- [Work to complete] Leave out any pictures and transcribe all other data below exactly.

----------

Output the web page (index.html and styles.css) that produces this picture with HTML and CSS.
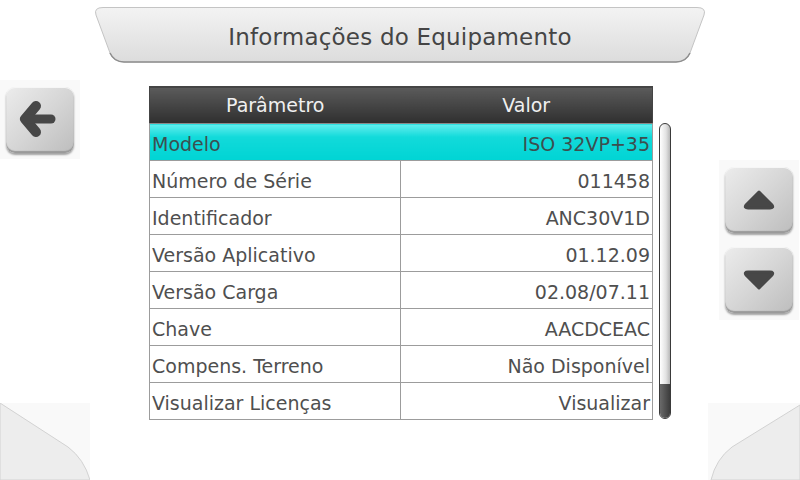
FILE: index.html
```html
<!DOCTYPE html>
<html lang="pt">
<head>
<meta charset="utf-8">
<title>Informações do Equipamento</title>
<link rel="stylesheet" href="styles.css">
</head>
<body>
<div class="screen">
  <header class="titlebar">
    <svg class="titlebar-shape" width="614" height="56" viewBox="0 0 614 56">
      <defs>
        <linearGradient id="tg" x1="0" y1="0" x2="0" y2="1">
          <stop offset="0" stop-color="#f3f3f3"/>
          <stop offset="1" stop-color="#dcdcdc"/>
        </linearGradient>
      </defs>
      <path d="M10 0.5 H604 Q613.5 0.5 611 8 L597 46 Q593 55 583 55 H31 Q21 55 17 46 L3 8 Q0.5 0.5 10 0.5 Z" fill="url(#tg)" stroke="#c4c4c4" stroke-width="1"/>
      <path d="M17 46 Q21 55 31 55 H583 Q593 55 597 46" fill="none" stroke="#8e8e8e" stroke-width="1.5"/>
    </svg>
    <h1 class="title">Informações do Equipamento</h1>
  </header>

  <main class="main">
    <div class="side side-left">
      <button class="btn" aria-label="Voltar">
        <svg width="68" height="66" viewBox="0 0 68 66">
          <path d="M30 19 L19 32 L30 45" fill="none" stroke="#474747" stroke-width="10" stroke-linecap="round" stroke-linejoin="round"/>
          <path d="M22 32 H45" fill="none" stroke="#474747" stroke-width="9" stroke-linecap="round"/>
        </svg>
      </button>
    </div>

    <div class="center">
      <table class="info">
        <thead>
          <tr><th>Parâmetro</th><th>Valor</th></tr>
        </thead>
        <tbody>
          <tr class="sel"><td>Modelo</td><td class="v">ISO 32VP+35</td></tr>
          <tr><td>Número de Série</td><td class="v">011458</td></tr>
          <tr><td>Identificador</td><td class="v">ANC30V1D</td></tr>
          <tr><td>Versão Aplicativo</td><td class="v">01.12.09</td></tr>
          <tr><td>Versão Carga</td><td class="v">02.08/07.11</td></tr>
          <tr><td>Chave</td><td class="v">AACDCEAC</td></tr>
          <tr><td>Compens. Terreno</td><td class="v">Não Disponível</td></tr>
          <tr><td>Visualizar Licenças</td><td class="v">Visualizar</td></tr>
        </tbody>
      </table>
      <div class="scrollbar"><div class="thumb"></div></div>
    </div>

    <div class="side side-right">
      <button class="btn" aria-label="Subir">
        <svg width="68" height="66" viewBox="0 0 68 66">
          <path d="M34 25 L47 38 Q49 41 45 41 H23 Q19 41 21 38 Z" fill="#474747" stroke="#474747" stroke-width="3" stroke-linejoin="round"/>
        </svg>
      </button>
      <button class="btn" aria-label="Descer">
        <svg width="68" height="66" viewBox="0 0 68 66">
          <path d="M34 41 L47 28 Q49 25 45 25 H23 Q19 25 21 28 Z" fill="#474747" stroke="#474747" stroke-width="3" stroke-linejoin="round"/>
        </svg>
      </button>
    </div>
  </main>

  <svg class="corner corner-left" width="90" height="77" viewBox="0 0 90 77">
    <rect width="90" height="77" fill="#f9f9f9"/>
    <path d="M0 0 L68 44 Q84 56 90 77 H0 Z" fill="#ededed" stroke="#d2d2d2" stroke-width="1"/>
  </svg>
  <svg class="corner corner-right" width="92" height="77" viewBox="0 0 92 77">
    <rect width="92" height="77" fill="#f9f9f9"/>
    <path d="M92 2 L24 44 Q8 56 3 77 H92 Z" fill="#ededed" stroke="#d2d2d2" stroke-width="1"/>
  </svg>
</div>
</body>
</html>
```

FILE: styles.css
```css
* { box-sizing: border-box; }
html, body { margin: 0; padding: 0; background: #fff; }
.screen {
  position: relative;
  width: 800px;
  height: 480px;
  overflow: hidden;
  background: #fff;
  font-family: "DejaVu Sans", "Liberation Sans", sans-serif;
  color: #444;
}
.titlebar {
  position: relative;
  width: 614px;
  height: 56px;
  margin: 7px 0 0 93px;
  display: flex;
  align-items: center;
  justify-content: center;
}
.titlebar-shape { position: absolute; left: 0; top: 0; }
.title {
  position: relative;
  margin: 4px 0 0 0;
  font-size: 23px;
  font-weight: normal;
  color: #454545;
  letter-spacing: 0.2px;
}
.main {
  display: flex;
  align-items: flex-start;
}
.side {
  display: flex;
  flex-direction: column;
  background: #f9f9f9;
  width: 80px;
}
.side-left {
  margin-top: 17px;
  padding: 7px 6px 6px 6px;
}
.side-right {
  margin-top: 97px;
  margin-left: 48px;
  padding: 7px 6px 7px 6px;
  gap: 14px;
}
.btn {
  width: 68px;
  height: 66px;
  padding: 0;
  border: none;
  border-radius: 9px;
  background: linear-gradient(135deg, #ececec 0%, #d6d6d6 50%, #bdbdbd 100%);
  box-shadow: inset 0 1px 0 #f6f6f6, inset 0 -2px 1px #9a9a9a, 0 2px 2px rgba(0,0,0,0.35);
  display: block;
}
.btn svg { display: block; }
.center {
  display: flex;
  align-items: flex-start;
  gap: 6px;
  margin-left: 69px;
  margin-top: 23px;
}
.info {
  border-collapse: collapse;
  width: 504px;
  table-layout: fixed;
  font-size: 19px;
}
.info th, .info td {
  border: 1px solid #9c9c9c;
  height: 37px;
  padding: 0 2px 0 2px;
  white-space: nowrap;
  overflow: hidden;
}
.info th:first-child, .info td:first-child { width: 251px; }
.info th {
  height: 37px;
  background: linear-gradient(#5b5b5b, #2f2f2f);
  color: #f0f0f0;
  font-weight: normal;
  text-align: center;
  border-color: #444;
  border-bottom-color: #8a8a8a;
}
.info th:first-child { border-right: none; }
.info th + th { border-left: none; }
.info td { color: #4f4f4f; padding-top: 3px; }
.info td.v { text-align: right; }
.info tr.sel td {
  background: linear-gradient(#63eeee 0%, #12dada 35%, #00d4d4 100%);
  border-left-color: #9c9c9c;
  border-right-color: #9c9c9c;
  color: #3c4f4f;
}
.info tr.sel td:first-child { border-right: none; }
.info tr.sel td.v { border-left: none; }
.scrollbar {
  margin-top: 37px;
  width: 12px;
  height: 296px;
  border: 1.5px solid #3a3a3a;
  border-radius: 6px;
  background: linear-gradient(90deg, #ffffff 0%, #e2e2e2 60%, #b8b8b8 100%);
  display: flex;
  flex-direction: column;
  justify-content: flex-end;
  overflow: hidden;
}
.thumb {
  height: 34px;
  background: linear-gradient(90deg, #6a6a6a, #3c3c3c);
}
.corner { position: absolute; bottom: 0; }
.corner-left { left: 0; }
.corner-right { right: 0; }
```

----------

- [Full output]
Output the web page (index.html and styles.css) that produces this picture with HTML and CSS.
FILE: index.html
```html
<!DOCTYPE html>
<html lang="pt">
<head>
<meta charset="utf-8">
<title>Informações do Equipamento</title>
<link rel="stylesheet" href="styles.css">
</head>
<body>
<div class="screen">
  <header class="titlebar">
    <svg class="titlebar-shape" width="614" height="56" viewBox="0 0 614 56">
      <defs>
        <linearGradient id="tg" x1="0" y1="0" x2="0" y2="1">
          <stop offset="0" stop-color="#f3f3f3"/>
          <stop offset="1" stop-color="#dcdcdc"/>
        </linearGradient>
      </defs>
      <path d="M10 0.5 H604 Q613.5 0.5 611 8 L597 46 Q593 55 583 55 H31 Q21 55 17 46 L3 8 Q0.5 0.5 10 0.5 Z" fill="url(#tg)" stroke="#c4c4c4" stroke-width="1"/>
      <path d="M17 46 Q21 55 31 55 H583 Q593 55 597 46" fill="none" stroke="#8e8e8e" stroke-width="1.5"/>
    </svg>
    <h1 class="title">Informações do Equipamento</h1>
  </header>

  <main class="main">
    <div class="side side-left">
      <button class="btn" aria-label="Voltar">
        <svg width="68" height="66" viewBox="0 0 68 66">
          <path d="M30 19 L19 32 L30 45" fill="none" stroke="#474747" stroke-width="10" stroke-linecap="round" stroke-linejoin="round"/>
          <path d="M22 32 H45" fill="none" stroke="#474747" stroke-width="9" stroke-linecap="round"/>
        </svg>
      </button>
    </div>

    <div class="center">
      <table class="info">
        <thead>
          <tr><th>Parâmetro</th><th>Valor</th></tr>
        </thead>
        <tbody>
          <tr class="sel"><td>Modelo</td><td class="v">ISO 32VP+35</td></tr>
          <tr><td>Número de Série</td><td class="v">011458</td></tr>
          <tr><td>Identificador</td><td class="v">ANC30V1D</td></tr>
          <tr><td>Versão Aplicativo</td><td class="v">01.12.09</td></tr>
          <tr><td>Versão Carga</td><td class="v">02.08/07.11</td></tr>
          <tr><td>Chave</td><td class="v">AACDCEAC</td></tr>
          <tr><td>Compens. Terreno</td><td class="v">Não Disponível</td></tr>
          <tr><td>Visualizar Licenças</td><td class="v">Visualizar</td></tr>
        </tbody>
      </table>
      <div class="scrollbar"><div class="thumb"></div></div>
    </div>

    <div class="side side-right">
      <button class="btn" aria-label="Subir">
        <svg width="68" height="66" viewBox="0 0 68 66">
          <path d="M34 25 L47 38 Q49 41 45 41 H23 Q19 41 21 38 Z" fill="#474747" stroke="#474747" stroke-width="3" stroke-linejoin="round"/>
        </svg>
      </button>
      <button class="btn" aria-label="Descer">
        <svg width="68" height="66" viewBox="0 0 68 66">
          <path d="M34 41 L47 28 Q49 25 45 25 H23 Q19 25 21 28 Z" fill="#474747" stroke="#474747" stroke-width="3" stroke-linejoin="round"/>
        </svg>
      </button>
    </div>
  </main>

  <svg class="corner corner-left" width="90" height="77" viewBox="0 0 90 77">
    <rect width="90" height="77" fill="#f9f9f9"/>
    <path d="M0 0 L68 44 Q84 56 90 77 H0 Z" fill="#ededed" stroke="#d2d2d2" stroke-width="1"/>
  </svg>
  <svg class="corner corner-right" width="92" height="77" viewBox="0 0 92 77">
    <rect width="92" height="77" fill="#f9f9f9"/>
    <path d="M92 2 L24 44 Q8 56 3 77 H92 Z" fill="#ededed" stroke="#d2d2d2" stroke-width="1"/>
  </svg>
</div>
</body>
</html>
```

FILE: styles.css
```css
* { box-sizing: border-box; }
html, body { margin: 0; padding: 0; background: #fff; }
.screen {
  position: relative;
  width: 800px;
  height: 480px;
  overflow: hidden;
  background: #fff;
  font-family: "DejaVu Sans", "Liberation Sans", sans-serif;
  color: #444;
}
.titlebar {
  position: relative;
  width: 614px;
  height: 56px;
  margin: 7px 0 0 93px;
  display: flex;
  align-items: center;
  justify-content: center;
}
.titlebar-shape { position: absolute; left: 0; top: 0; }
.title {
  position: relative;
  margin: 4px 0 0 0;
  font-size: 23px;
  font-weight: normal;
  color: #454545;
  letter-spacing: 0.2px;
}
.main {
  display: flex;
  align-items: flex-start;
}
.side {
  display: flex;
  flex-direction: column;
  background: #f9f9f9;
  width: 80px;
}
.side-left {
  margin-top: 17px;
  padding: 7px 6px 6px 6px;
}
.side-right {
  margin-top: 97px;
  margin-left: 48px;
  padding: 7px 6px 7px 6px;
  gap: 14px;
}
.btn {
  width: 68px;
  height: 66px;
  padding: 0;
  border: none;
  border-radius: 9px;
  background: linear-gradient(135deg, #ececec 0%, #d6d6d6 50%, #bdbdbd 100%);
  box-shadow: inset 0 1px 0 #f6f6f6, inset 0 -2px 1px #9a9a9a, 0 2px 2px rgba(0,0,0,0.35);
  display: block;
}
.btn svg { display: block; }
.center {
  display: flex;
  align-items: flex-start;
  gap: 6px;
  margin-left: 69px;
  margin-top: 23px;
}
.info {
  border-collapse: collapse;
  width: 504px;
  table-layout: fixed;
  font-size: 19px;
}
.info th, .info td {
  border: 1px solid #9c9c9c;
  height: 37px;
  padding: 0 2px 0 2px;
  white-space: nowrap;
  overflow: hidden;
}
.info th:first-child, .info td:first-child { width: 251px; }
.info th {
  height: 37px;
  background: linear-gradient(#5b5b5b, #2f2f2f);
  color: #f0f0f0;
  font-weight: normal;
  text-align: center;
  border-color: #444;
  border-bottom-color: #8a8a8a;
}
.info th:first-child { border-right: none; }
.info th + th { border-left: none; }
.info td { color: #4f4f4f; padding-top: 3px; }
.info td.v { text-align: right; }
.info tr.sel td {
  background: linear-gradient(#63eeee 0%, #12dada 35%, #00d4d4 100%);
  border-left-color: #9c9c9c;
  border-right-color: #9c9c9c;
  color: #3c4f4f;
}
.info tr.sel td:first-child { border-right: none; }
.info tr.sel td.v { border-left: none; }
.scrollbar {
  margin-top: 37px;
  width: 12px;
  height: 296px;
  border: 1.5px solid #3a3a3a;
  border-radius: 6px;
  background: linear-gradient(90deg, #ffffff 0%, #e2e2e2 60%, #b8b8b8 100%);
  display: flex;
  flex-direction: column;
  justify-content: flex-end;
  overflow: hidden;
}
.thumb {
  height: 34px;
  background: linear-gradient(90deg, #6a6a6a, #3c3c3c);
}
.corner { position: absolute; bottom: 0; }
.corner-left { left: 0; }
.corner-right { right: 0; }
```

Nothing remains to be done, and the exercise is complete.